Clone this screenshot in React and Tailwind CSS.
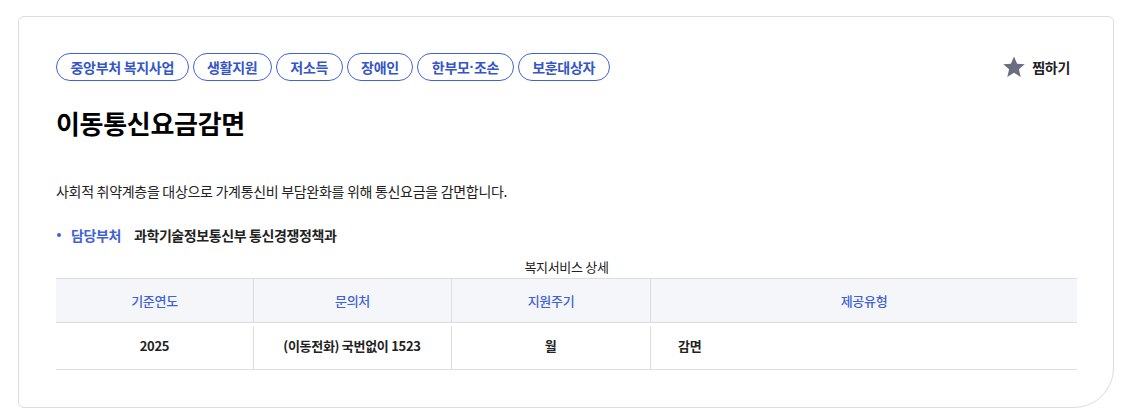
import React from "react";

const tags = ["중앙부처 복지사업", "생활지원", "저소득", "장애인", "한부모·조손", "보훈대상자"];

function Tag({ t }) {
  const parts = t.split("·");
  return (
    <span className="h-[28px] px-[13.5px] flex items-center border border-[#3f62d9] rounded-full text-[14px] font-semibold text-[#3556c8] leading-none tracking-[-0.3px]">
      {parts.length > 1 ? (
        <>
          {parts[0]}
          <span style={{ fontFamily: '"Liberation Sans", sans-serif' }} className="font-bold">·</span>
          {parts[1]}
        </>
      ) : (
        t
      )}
    </span>
  );
}

export default function App() {
  return (
    <div
      className="w-[1126px] h-[420px] bg-white pt-[16px] pl-[18px]"
      style={{ fontFamily: '"Noto Sans CJK KR", "Noto Sans", sans-serif' }}
    >
      <div className="w-[1096px] h-[392px] border border-[#dddddd] rounded-[6px] rounded-br-[40px] pl-[37px] pr-[36px] pt-[36px]">
        <div className="flex items-center justify-between">
          <div className="flex gap-[4px]">
            {tags.map((t) => (
              <Tag key={t} t={t} />
            ))}
          </div>
          <div className="flex items-center gap-[6px] mr-[7px]">
            <svg width="24" height="24" viewBox="0 0 24 24">
              <path
                d="M12 1.5l3.1 7.2 7.6.6-5.8 5 1.8 7.6L12 17.8l-6.7 4.1 1.8-7.6-5.8-5 7.6-.6z"
                fill="#6b6e80"
              />
            </svg>
            <span className="text-[14px] font-bold text-[#222] tracking-[-0.3px]">찜하기</span>
          </div>
        </div>
        <h1 className="mt-[24px] text-[26px] font-bold text-black leading-[36px] tracking-[-0.3px]">이동통신요금감면</h1>
        <p className="mt-[40px] text-[14px] text-[#222] leading-[20px] tracking-[-0.3px]">
          사회적 취약계층을 대상으로 가계통신비 부담완화를 위해 통신요금을 감면합니다.
        </p>
        <div className="mt-[24px] flex items-center text-[14px] leading-[20px] tracking-[-0.4px]">
          <span className="w-[4px] h-[4px] rounded-full bg-[#3f62d9] ml-[1px] mr-[10px]"></span>
          <span className="font-bold text-[#3f62d9]">담당부처</span>
          <span className="ml-[13px] font-bold text-[#222]">과학기술정보통신부 통신경쟁정책과</span>
        </div>
        <div className="w-[1021px] mt-[13px]">
          <div className="text-center text-[13px] text-[#222] leading-[18px] mb-[2px] tracking-[-0.3px]">복지서비스 상세</div>
          <div className="border-t border-[#dddddd] grid grid-cols-[197px_198px_199px_1fr] tracking-[-0.3px]">
            <div className="h-[44px] bg-[#f5f6fa] border-b border-[#dddddd] flex items-center justify-center text-[13px] font-medium text-[#3f62d9]">기준연도</div>
            <div className="h-[44px] bg-[#f5f6fa] border-b border-l border-[#dddddd] flex items-center justify-center text-[13px] font-medium text-[#3f62d9]">문의처</div>
            <div className="h-[44px] bg-[#f5f6fa] border-b border-l border-[#dddddd] flex items-center justify-center text-[13px] font-medium text-[#3f62d9]">지원주기</div>
            <div className="h-[44px] bg-[#f5f6fa] border-b border-l border-[#dddddd] flex items-center justify-center text-[13px] font-medium text-[#3f62d9]">제공유형</div>
            <div className="h-[47px] border-b border-[#dddddd] flex items-center justify-center text-[13px] font-bold text-[#222]">2025</div>
            <div className="h-[47px] border-b border-[#dddddd] flex items-center justify-center text-[13px] font-bold text-[#222] relative">
              <span className="absolute left-0 top-[3px] bottom-0 w-px bg-[#dddddd]"></span>
              (이동전화) 국번없이 1523
            </div>
            <div className="h-[47px] border-b border-[#dddddd] flex items-center justify-center text-[13px] font-bold text-[#222] relative">
              <span className="absolute left-0 top-[3px] bottom-0 w-px bg-[#dddddd]"></span>
              월
            </div>
            <div className="h-[47px] border-b border-[#dddddd] flex items-center pl-[28px] text-[13px] font-bold text-[#222] relative">
              <span className="absolute left-0 top-[3px] bottom-0 w-px bg-[#dddddd]"></span>
              감면
            </div>
          </div>
        </div>
      </div>
    </div>
  );
}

------------------------------

Directive ▸
Ignore the images and quote every line of the listing exactly.

Task answer ▸
Clone this screenshot in React and Tailwind CSS.
import React from "react";

const tags = ["중앙부처 복지사업", "생활지원", "저소득", "장애인", "한부모·조손", "보훈대상자"];

function Tag({ t }) {
  const parts = t.split("·");
  return (
    <span className="h-[28px] px-[13.5px] flex items-center border border-[#3f62d9] rounded-full text-[14px] font-semibold text-[#3556c8] leading-none tracking-[-0.3px]">
      {parts.length > 1 ? (
        <>
          {parts[0]}
          <span style={{ fontFamily: '"Liberation Sans", sans-serif' }} className="font-bold">·</span>
          {parts[1]}
        </>
      ) : (
        t
      )}
    </span>
  );
}

export default function App() {
  return (
    <div
      className="w-[1126px] h-[420px] bg-white pt-[16px] pl-[18px]"
      style={{ fontFamily: '"Noto Sans CJK KR", "Noto Sans", sans-serif' }}
    >
      <div className="w-[1096px] h-[392px] border border-[#dddddd] rounded-[6px] rounded-br-[40px] pl-[37px] pr-[36px] pt-[36px]">
        <div className="flex items-center justify-between">
          <div className="flex gap-[4px]">
            {tags.map((t) => (
              <Tag key={t} t={t} />
            ))}
          </div>
          <div className="flex items-center gap-[6px] mr-[7px]">
            <svg width="24" height="24" viewBox="0 0 24 24">
              <path
                d="M12 1.5l3.1 7.2 7.6.6-5.8 5 1.8 7.6L12 17.8l-6.7 4.1 1.8-7.6-5.8-5 7.6-.6z"
                fill="#6b6e80"
              />
            </svg>
            <span className="text-[14px] font-bold text-[#222] tracking-[-0.3px]">찜하기</span>
          </div>
        </div>
        <h1 className="mt-[24px] text-[26px] font-bold text-black leading-[36px] tracking-[-0.3px]">이동통신요금감면</h1>
        <p className="mt-[40px] text-[14px] text-[#222] leading-[20px] tracking-[-0.3px]">
          사회적 취약계층을 대상으로 가계통신비 부담완화를 위해 통신요금을 감면합니다.
        </p>
        <div className="mt-[24px] flex items-center text-[14px] leading-[20px] tracking-[-0.4px]">
          <span className="w-[4px] h-[4px] rounded-full bg-[#3f62d9] ml-[1px] mr-[10px]"></span>
          <span className="font-bold text-[#3f62d9]">담당부처</span>
          <span className="ml-[13px] font-bold text-[#222]">과학기술정보통신부 통신경쟁정책과</span>
        </div>
        <div className="w-[1021px] mt-[13px]">
          <div className="text-center text-[13px] text-[#222] leading-[18px] mb-[2px] tracking-[-0.3px]">복지서비스 상세</div>
          <div className="border-t border-[#dddddd] grid grid-cols-[197px_198px_199px_1fr] tracking-[-0.3px]">
            <div className="h-[44px] bg-[#f5f6fa] border-b border-[#dddddd] flex items-center justify-center text-[13px] font-medium text-[#3f62d9]">기준연도</div>
            <div className="h-[44px] bg-[#f5f6fa] border-b border-l border-[#dddddd] flex items-center justify-center text-[13px] font-medium text-[#3f62d9]">문의처</div>
            <div className="h-[44px] bg-[#f5f6fa] border-b border-l border-[#dddddd] flex items-center justify-center text-[13px] font-medium text-[#3f62d9]">지원주기</div>
            <div className="h-[44px] bg-[#f5f6fa] border-b border-l border-[#dddddd] flex items-center justify-center text-[13px] font-medium text-[#3f62d9]">제공유형</div>
            <div className="h-[47px] border-b border-[#dddddd] flex items-center justify-center text-[13px] font-bold text-[#222]">2025</div>
            <div className="h-[47px] border-b border-[#dddddd] flex items-center justify-center text-[13px] font-bold text-[#222] relative">
              <span className="absolute left-0 top-[3px] bottom-0 w-px bg-[#dddddd]"></span>
              (이동전화) 국번없이 1523
            </div>
            <div className="h-[47px] border-b border-[#dddddd] flex items-center justify-center text-[13px] font-bold text-[#222] relative">
              <span className="absolute left-0 top-[3px] bottom-0 w-px bg-[#dddddd]"></span>
              월
            </div>
            <div className="h-[47px] border-b border-[#dddddd] flex items-center pl-[28px] text-[13px] font-bold text-[#222] relative">
              <span className="absolute left-0 top-[3px] bottom-0 w-px bg-[#dddddd]"></span>
              감면
            </div>
          </div>
        </div>
      </div>
    </div>
  );
}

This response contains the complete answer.